An even better answer is yes, but why on earth would you want to?
Day One, 14 miles: Delhi to Shimla
Not being a complete idiot, I hire a driver to accompany me and my wife and daughter—in case the pessimists prove correct and Indian roads take me to Waterloo. Surender Vats is spiffy in a starched white uniform and peaked chauffeur's cap. He works for Delhi's posh Imperial Hotel, and the car I've rented turns out to be a handsome new Ford Endeavour SUV with the hotel's crest in gold on its shiny black doors.

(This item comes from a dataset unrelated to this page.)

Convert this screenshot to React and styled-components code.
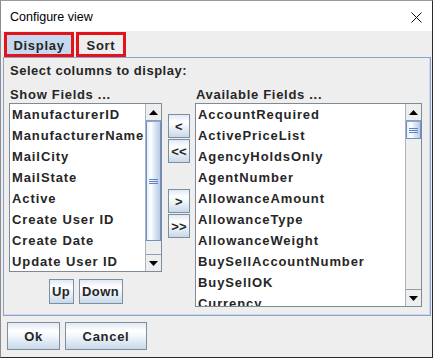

Surender takes the first leg, out of Delhi traffic and onto National Highway 1 northbound—India's famous 400-year-old Grand Trunk Road, extending 1,600 miles from Calcutta to Afghanistan. Imagine a six-lane drop-off zone for departing flights at the busiest airport you've ever seen, during afternoon rush hour, the Friday before a holiday weekend—cars weaving, parking anywhere, darting to curbside, and forcing their way into the traffic stream. Now triple the traffic density and reduce the space between all the cars to a maximum of four inches on all sides. That is Indian traffic—"a life-size game of automotive Tetris," my daughter, Brook, comments, "with an endless swarm of metal."
One of the most dangerous things you can do in Indian traffic, I quickly find, is use after-you-Alphonse manners. Try it and you'll discover that it's like coming to a full stop in the middle of Interstate 80: so bafflingly unexpected that it creates chaos. It's assumed that you will force your way into any available gap, and you damn well better do so. South of Panipat, there is actually opposite-direction traffic on our side of the divided four-lane highway—a car cruising south on the northbound side! Nobody seems to think a thing of it, and everybody moves aside to let the car pass. There appear to be no rules of the road, and the entire country is a passing zone—particularly blind curves, hill crests, tunnels, boulevards, alleys. Actually, there is one simple road rule: The bigger vehicle has the right-of-way, and in the hierarchy of vehicles, the bodacious trucks made by Tata basically own India's roads. The only exception is for cows, which are considered holy and which roam, sleep, and forage wherever they want—expressways, country roads, sidewalks, traffic islands. Whack one and you'd best keep going: Mobs have been known to kill errant drivers.